┌──

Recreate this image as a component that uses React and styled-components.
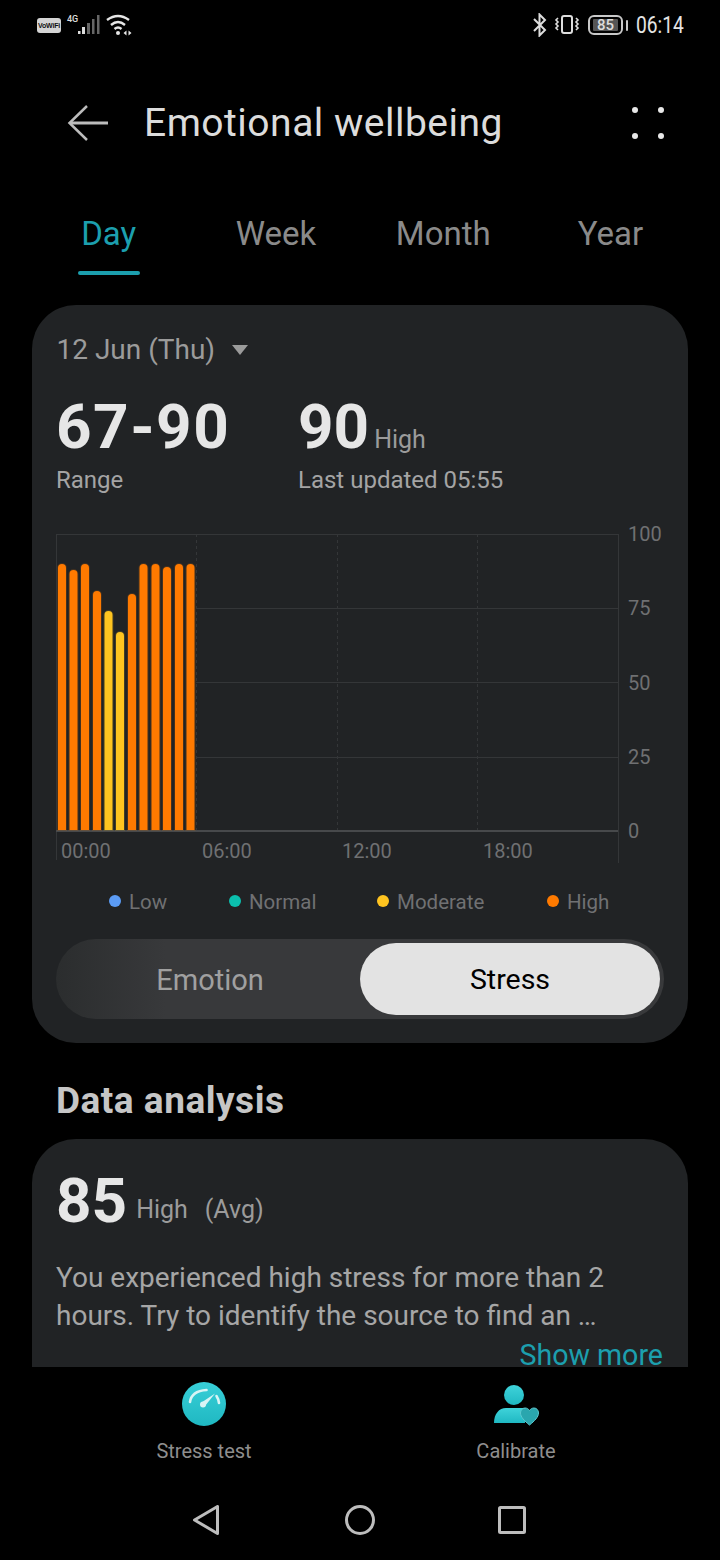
import React from "react";
import styled, { createGlobalStyle } from "styled-components";

const GlobalStyle = createGlobalStyle`
  html, body { margin: 0; padding: 0; background: #000; }
  body { font-family: Roboto, "Noto Sans", sans-serif; }
`;

const Screen = styled.div`
  width: 720px;
  height: 1560px;
  background: #000;
  color: #fff;
  display: flex;
  flex-direction: column;
  overflow: hidden;
`;

const StatusBar = styled.div`
  height: 50px;
  flex: none;
  padding: 0 37px;
  display: flex;
  align-items: center;
  justify-content: space-between;
`;

const StatusGroup = styled.div`
  display: flex;
  align-items: center;
`;

const VoWifi = styled.span`
  width: 24px;
  height: 15px;
  border-radius: 3px;
  background: #d4d4d4;
  color: #111;
  font: 700 7px/15px "Liberation Sans", sans-serif;
  text-align: center;
  letter-spacing: -0.2px;
`;

const SignalLabel = styled.span`
  width: 10px;
  font: 500 9px/9px Roboto, sans-serif;
  color: #ddd;
  margin: -11px 1px 0 6px;
  white-space: nowrap;
`;

const BatteryBox = styled.div`
  width: 35px;
  height: 20px;
  box-sizing: border-box;
  border: 2px solid #c8c8c8;
  border-radius: 6px;
  padding: 2px 3px;
  margin-left: 8px;
  display: flex;
`;

const BatteryFill = styled.div`
  flex: 1;
  background: #555;
  border-radius: 1px;
  color: #ddd;
  font: 500 15px/12px Roboto, sans-serif;
  text-align: center;
`;

const BatteryCap = styled.div`
  width: 2px;
  height: 11px;
  background: #c8c8c8;
  border-radius: 1px;
  margin-left: 3px;
`;

const Clock = styled.span`
  display: inline-block;
  width: 47px;
  margin-left: 8px;
  font-size: 24px;
  color: #e4e4e4;
  white-space: nowrap;
  transform: scaleX(0.8);
  transform-origin: left center;
`;

const Header = styled.header`
  height: 146px;
  flex: none;
  padding: 0 56px 0 67px;
  display: flex;
  align-items: center;
  box-sizing: border-box;
`;

const Title = styled.h1`
  flex: 1;
  margin: 0 0 0 35px;
  font-size: 39px;
  font-weight: 400;
  color: #dcdcdc;
  letter-spacing: 0.5px;
`;

const Tabs = styled.nav`
  flex: none;
  height: 79px;
  padding: 0 25px;
  display: grid;
  grid-template-columns: repeat(4, 167.3px);
`;

const Tab = styled.div`
  position: relative;
  text-align: center;
  font-size: 33px;
  line-height: 76px;
  color: ${(p) => (p.$active ? "#1c9fae" : "#8a8a8a")};
  ${(p) =>
    p.$active &&
    `&::after {
      content: "";
      position: absolute;
      left: 53px;
      bottom: 0;
      width: 62px;
      height: 4px;
      border-radius: 2px;
      background: #1c9fae;
    }`}
`;

const Body = styled.main`
  flex: 1;
  min-height: 0;
  padding: 30px 32px 0;
`;

const Card = styled.section`
  background: #212325;
  border-radius: ${(p) => (p.$cut ? "44px 44px 0 0" : "44px")};
  box-sizing: border-box;
  padding: ${(p) => p.$pad || "24px"};
  ${(p) => p.$height && `height: ${p.$height}px;`}
`;

const DateRow = styled.div`
  display: flex;
  align-items: center;
  gap: 17px;
  margin: 1px 0 0 0.5px;
  font-size: 28px;
  line-height: 40px;
  color: #9b9b9b;
`;

const Caret = styled.span`
  width: 0;
  height: 0;
  border-left: 8px solid transparent;
  border-right: 8px solid transparent;
  border-top: 10px solid #9b9b9b;
`;

const Stats = styled.div`
  display: flex;
  gap: 70px;
  margin-top: 22px;
`;

const Stat = styled.div`
  display: flex;
  flex-direction: column;
  ${(p) => p.$width && `flex: none; width: ${p.$width}px;`}
`;

const ValueRow = styled.div`
  display: flex;
  align-items: baseline;
  gap: 5px;
`;

const BigNum = styled.span`
  font-size: 62px;
  line-height: 70px;
  font-weight: 700;
  color: #e6e6e6;
  white-space: nowrap;
  letter-spacing: ${(p) => p.$spacing || 0}px;
`;

const Unit = styled.span`
  font-size: 25px;
  color: #9b9b9b;
  white-space: pre;
`;

const Sub = styled.span`
  font-size: 24px;
  line-height: 36px;
  color: #a4a4a4;
`;

const ChartSvg = styled.svg`
  display: block;
  margin: 16px 0 0;
  text {
    font-family: Roboto, sans-serif;
    font-size: 20px;
    fill: #6f7072;
  }
`;

const Legend = styled.div`
  display: grid;
  grid-template-columns: 120px 148px 170px 1fr;
  padding-left: 53px;
  margin-top: 23px;
`;

const LegendItem = styled.div`
  display: flex;
  align-items: center;
  gap: 8px;
  font-size: 20.5px;
  line-height: 30px;
  color: #707173;
  &::before {
    content: "";
    width: 12px;
    height: 12px;
    border-radius: 50%;
    background: ${(p) => p.$color};
    margin-top: -3px;
  }
`;

const Toggle = styled.div`
  margin-top: 22px;
  height: 80px;
  box-sizing: border-box;
  padding: 4px;
  border-radius: 40px;
  background: linear-gradient(90deg, #2b2d2e 0%, #38393b 18%, #38393b 100%);
  display: flex;
`;

const ToggleOption = styled.div`
  flex: none;
  width: 300px;
  border-radius: 36px;
  text-align: center;
  font-size: ${(p) => (p.$active ? 28.5 : 29)}px;
  line-height: 74px;
  color: ${(p) => (p.$active ? "#000" : "#a0a0a0")};
  background: ${(p) => (p.$active ? "#e3e3e3" : "transparent")};
`;

const SectionTitle = styled.h2`
  margin: 38px 0 18px 24px;
  font-size: 37px;
  letter-spacing: 0.5px;
  line-height: 40px;
  font-weight: 700;
  color: #c6c6c6;
`;

const Avg = styled.div`
  display: flex;
  align-items: center;
  gap: 9px;
  ${Unit} {
    margin-top: 17px;
    word-spacing: -0.6px;
  }
`;

const Paragraph = styled.p`
  margin: 23px 0 0;
  font-size: 28px;
  line-height: 38px;
  color: #a6a6a6;
`;

const ShowMore = styled.div`
  margin: 7px 1px 0 0;
  text-align: right;
  font-size: 28.6px;
  line-height: 26px;
  color: #1c9fae;
`;

const ActionBar = styled.div`
  flex: none;
  height: 138px;
  background: #000;
  display: grid;
  grid-template-columns: 1fr 1fr;
  padding: 0 48px;
`;

const Action = styled.div`
  display: flex;
  flex-direction: column;
  align-items: center;
  padding-top: 15px;
  gap: 13px;
  font-size: 20px;
  line-height: 24px;
  color: #8e8e8e;
  svg { display: block; }
`;

const NavBar = styled.div`
  flex: none;
  height: 55px;
  display: grid;
  grid-template-columns: 153px 153px auto;
  grid-auto-rows: 30px;
  align-items: center;
  padding-left: 192px;
  svg { display: block; }
`;

const bars = [
  [62, 564, "#ff7a00"], [73.5, 570, "#ff7a00"], [85, 564, "#ff7a00"], [97, 591, "#ff7a00"],
  [108.5, 611, "#ffc420"], [120, 632, "#ffc420"], [132, 594, "#ff7a00"], [143.5, 564, "#ff7a00"],
  [155.5, 564, "#ff7a00"], [167, 567, "#ff7a00"], [179, 564, "#ff7a00"], [190.5, 564, "#ff7a00"],
];

function Chart() {
  return (
    <ChartSvg width="608" height="350" viewBox="56 514 608 350">
      <g stroke="#343638" strokeWidth="1" fill="none">
        <path d="M56 534.5H618M196 608.5H618M196 682.5H618M196 757.5H618" />
        <path d="M56.5 534V860M618.5 534V863" />
        <path d="M196.5 534V831M337.5 534V831M477.5 534V831" strokeDasharray="3 3" />
      </g>
      <path d="M56 831H618" stroke="#47494b" strokeWidth="2" />
      {bars.map(([x, top, color]) => (
        <path
          key={x}
          d={`M${x - 4} 830V${top + 4}a4 4 0 0 1 8 0V830Z`}
          fill={color}
          stroke={color}
          strokeOpacity="0.16"
          strokeWidth="2"
        />
      ))}
      {[["100", 534], ["75", 608], ["50", 683], ["25", 757], ["0", 831]].map(([t, y]) => (
        <text key={t} x="628" y={y + 7}>{t}</text>
      ))}
      {[["00:00", 61], ["06:00", 202], ["12:00", 342], ["18:00", 483]].map(([t, x]) => (
        <text key={t} x={x} y="858">{t}</text>
      ))}
    </ChartSvg>
  );
}

export default function App() {
  return (
    <Screen>
      <GlobalStyle />
      <StatusBar>
        <StatusGroup>
          <VoWifi>VoWiFi</VoWifi>
          <SignalLabel>4G</SignalLabel>
          <svg width="22" height="24" viewBox="0 0 22 24">
            <rect x="0" y="18" width="2.500" height="3" fill="#ddd" />
            <rect x="4" y="14" width="3" height="7" fill="#ddd" />
            <rect x="9" y="10" width="3" height="11" fill="#666" />
            <rect x="14" y="6" width="2.500" height="15" fill="#666" />
            <rect x="19" y="2" width="2.500" height="19" fill="#666" />
          </svg>
          <svg width="27" height="24" viewBox="0 0 27 24" style={{ marginLeft: 5 }}>
            <g fill="none" stroke="#e6e6e6" strokeWidth="2.400">
              <path d="M2 7Q13-1 24 7" />
              <path d="M6 12Q13 6 20 12" />
              <path d="M9.500 16Q13 13 16.500 16" />
            </g>
            <circle cx="13" cy="20" r="2" fill="#e6e6e6" />
            <path d="M18.500 20l3-2.500v5zM26.500 20l-3-2.500v5z" fill="#e6e6e6" />
          </svg>
        </StatusGroup>
        <StatusGroup>
          <svg width="14" height="24" viewBox="0 0 14 24" fill="none" stroke="#ddd" strokeWidth="2">
            <path d="M1 6l11 11-5.500 5.500V1.500L12 7 1 18" />
          </svg>
          <svg width="26" height="22" viewBox="0 0 26 22" fill="none" stroke="#ddd" strokeWidth="2" style={{ marginLeft: 7 }}>
            <rect x="8" y="2" width="10" height="17" rx="2" />
            <path d="M4 4l-2 2 2 2-2 2 2 2-2 2 2 2M22 4l2 2-2 2 2 2-2 2 2 2-2 2" strokeWidth="1.600" />
          </svg>
          <BatteryBox>
            <BatteryFill>85</BatteryFill>
          </BatteryBox>
          <BatteryCap />
          <Clock>06:14</Clock>
        </StatusGroup>
      </StatusBar>

      <Header>
        <svg width="42" height="38" viewBox="0 0 42 38" fill="none" stroke="#bcbcbc" strokeWidth="2.500">
          <path d="M41 19H3" strokeWidth="3" />
          <path d="M20 2L2.500 19 20 36" />
        </svg>
        <Title>Emotional wellbeing</Title>
        <svg width="32" height="32" viewBox="0 0 32 32" fill="#e8e8e8">
          <circle cx="3" cy="3" r="3" />
          <circle cx="29" cy="3" r="3" />
          <circle cx="3" cy="29" r="3" />
          <circle cx="29" cy="29" r="3" />
        </svg>
      </Header>

      <Tabs>
        <Tab $active>Day</Tab>
        <Tab>Week</Tab>
        <Tab>Month</Tab>
        <Tab>Year</Tab>
      </Tabs>

      <Body>
        <Card $height={738} $pad="24px 24px 0">
          <DateRow>
            12 Jun (Thu)
            <Caret />
          </DateRow>
          <Stats>
            <Stat $width={172}>
              <BigNum $spacing={1.5}>67-90</BigNum>
              <Sub>Range</Sub>
            </Stat>
            <Stat>
              <ValueRow>
                <BigNum>90</BigNum>
                <Unit>High</Unit>
              </ValueRow>
              <Sub>Last updated 05:55</Sub>
            </Stat>
          </Stats>
          <Chart />
          <Legend>
            <LegendItem $color="#5b9bf5">Low</LegendItem>
            <LegendItem $color="#0bbfae">Normal</LegendItem>
            <LegendItem $color="#ffc420">Moderate</LegendItem>
            <LegendItem $color="#ff7a00">High</LegendItem>
          </Legend>
          <Toggle>
            <ToggleOption>Emotion</ToggleOption>
            <ToggleOption $active>Stress</ToggleOption>
          </Toggle>
        </Card>

        <SectionTitle>Data analysis</SectionTitle>

        <Card $cut $pad="27px 24px 0">
          <Avg>
            <BigNum>85</BigNum>
            <Unit>High   (Avg)</Unit>
          </Avg>
          <Paragraph>
            You experienced high stress for more than 2 hours. Try to identify the source to find an …
          </Paragraph>
          <ShowMore>Show more</ShowMore>
        </Card>
      </Body>

      <ActionBar>
        <Action>
          <svg width="44" height="44" viewBox="0 0 44 44">
            <defs>
              <linearGradient id="tealA" x1="0" y1="0" x2="0" y2="1">
                <stop offset="0" stopColor="#38cfd8" />
                <stop offset="1" stopColor="#1fb8c2" />
              </linearGradient>
            </defs>
            <circle cx="22" cy="22" r="22" fill="url(#tealA)" />
            <g fill="none" stroke="#d8f4f5" strokeWidth="2.600" strokeLinecap="round">
              <path d="M8 20Q9.500 9 24.500 8" />
              <path d="M34.500 14Q36.500 17 37 21" />
            </g>
            <path d="M19.500 20.500L33 11.500 23 24z" fill="#d8f4f5" />
            <circle cx="21" cy="22.500" r="3" fill="#d8f4f5" />
          </svg>
          Stress test
        </Action>
        <Action>
          <svg width="46" height="44" viewBox="0 0 46 44">
            <defs>
              <linearGradient id="tealB" x1="0" y1="0" x2="0" y2="1">
                <stop offset="0" stopColor="#3fd3da" />
                <stop offset="1" stopColor="#1fb8c2" />
              </linearGradient>
            </defs>
            <circle cx="21" cy="13" r="10" fill="url(#tealB)" />
            <path d="M1 41c0-9 5-15 12-15h19v15z" fill="url(#tealB)" />
            <path d="M36.500 43c-5-4-9-8-9-12 0-3 2-5 4.500-5 2 0 3.500 1 4.500 2.500 1-1.500 2.500-2.500 4.500-2.500 2.500 0 4.500 2 4.500 5 0 4-4 8-9 12z" fill="#2aa6ae" stroke="#5dc8cf" strokeWidth="1" />
          </svg>
          Calibrate
        </Action>
      </ActionBar>

      <NavBar>
        <svg width="27" height="30" viewBox="0 0 27 30" fill="none" stroke="#bdbdbd" strokeWidth="3" strokeLinejoin="round">
          <path d="M25.500 1.500v27L2.500 15z" />
        </svg>
        <svg width="30" height="30" viewBox="0 0 30 30" fill="none" stroke="#bdbdbd" strokeWidth="3">
          <circle cx="15" cy="15" r="13.500" />
        </svg>
        <svg width="28" height="28" viewBox="0 0 28 28" fill="none" stroke="#bdbdbd" strokeWidth="3" strokeLinejoin="round">
          <rect x="1.500" y="1.500" width="25" height="25" rx="1" />
        </svg>
      </NavBar>
    </Screen>
  );
}
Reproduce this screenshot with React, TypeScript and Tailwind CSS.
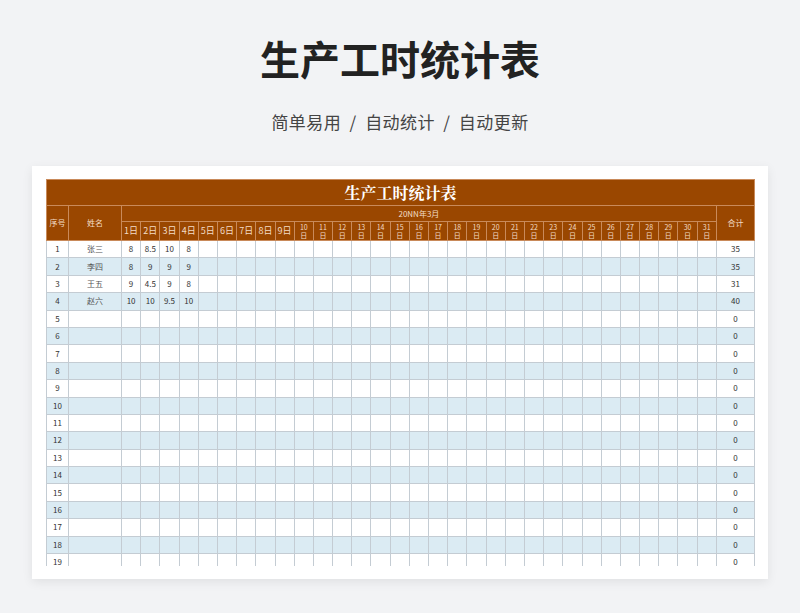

└──

• WHAT TO DO: From the listing above, return each line with the word "React".

• TASK RESULT:
Recreate this image as a component that uses React and styled-components.
import React from "react";
Reproduce this screenshot with React, TypeScript and Tailwind CSS.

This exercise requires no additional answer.